Wisdom, I came to see, has less to do with knowing information and techniques, and more to do with a passionate interest in reality, which some say is utterly unknowable. Nevertheless, the interest in exploring what is real both inside and outside opened the doorway to an infinity of ideas and awarenesses without which I began to wonder how I had ever managed. The personal power and self-determination I was reaching for gave way to something less tangible, something that I can best describe as a felt sense of being at home in this life. Instead of gaining control over the world I discovered the power and beauty of what is happening right now and the sweet (and potent) options that became available to me to help and love the world, when I started to observe life with a little more honesty and accuracy. 

Bring Reality into Focus

 Observing life through meditation with less ‘unnecessary added meaning’ to what was happening inside and outside allowed reality to come in to clearer focus. 

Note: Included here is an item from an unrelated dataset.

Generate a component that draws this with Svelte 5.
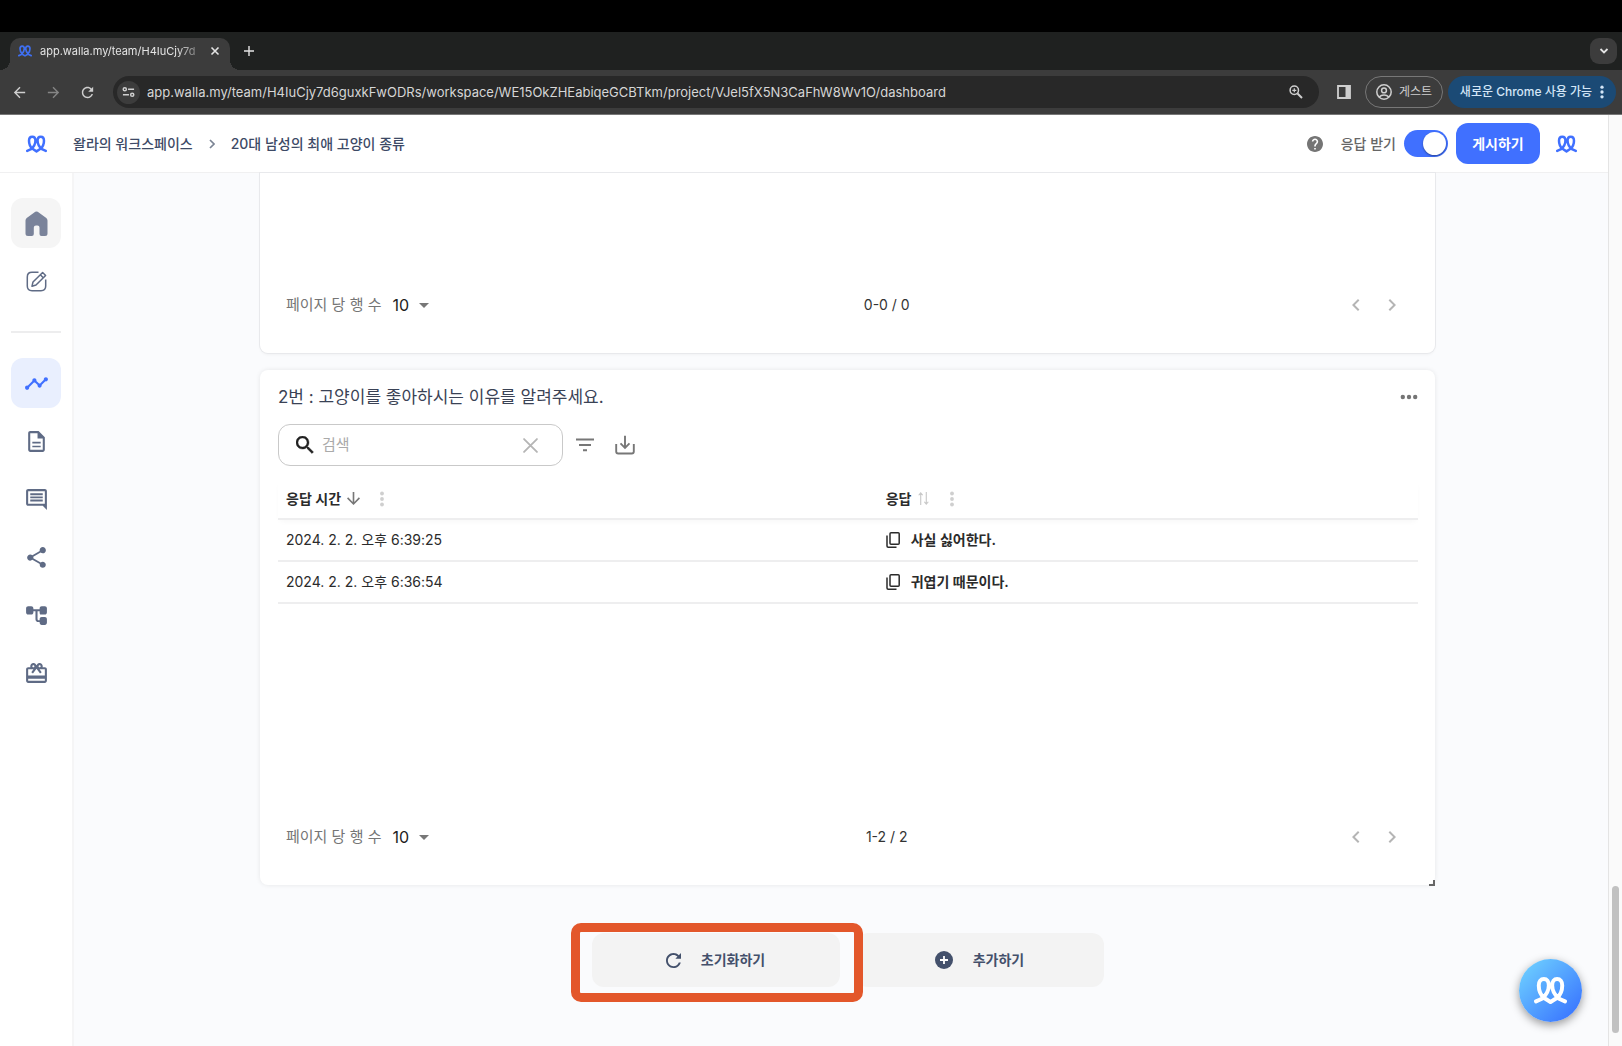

It was in the practice of meditation that my initial goal became gently undone not so much in a flash of insight but more in gradual steps of accepting what is, who I am and the nature of things. My view of others softened and I began to appreciate the sincere desire I saw in them to learn something powerful to help their own lives. I began to notice my growing respect for the courage it took the average person to navigate their lives and I found myself falling in love with people in a new way.
Spiritual, for me, began to mean something more down to earth, and meditation was allowing me to see spirituality everywhere. I began to have a down-to-earth look at life and cultivated a what-you-see-is-what you get curiosity about people, events and things and this opened the doorway to seeing how truly magical everything and everyone is without my help. In Steven Greenblat’s The Swerve his summary of Lucrecian world view reminded me of a state of mind I came upon as a result of practicing meditation. I can describe it best as a kind of unhooking from cultural concepts, or as an openness to reality, or a willingness to question everything previously believed.

Meditation introduced me to a boundless world within.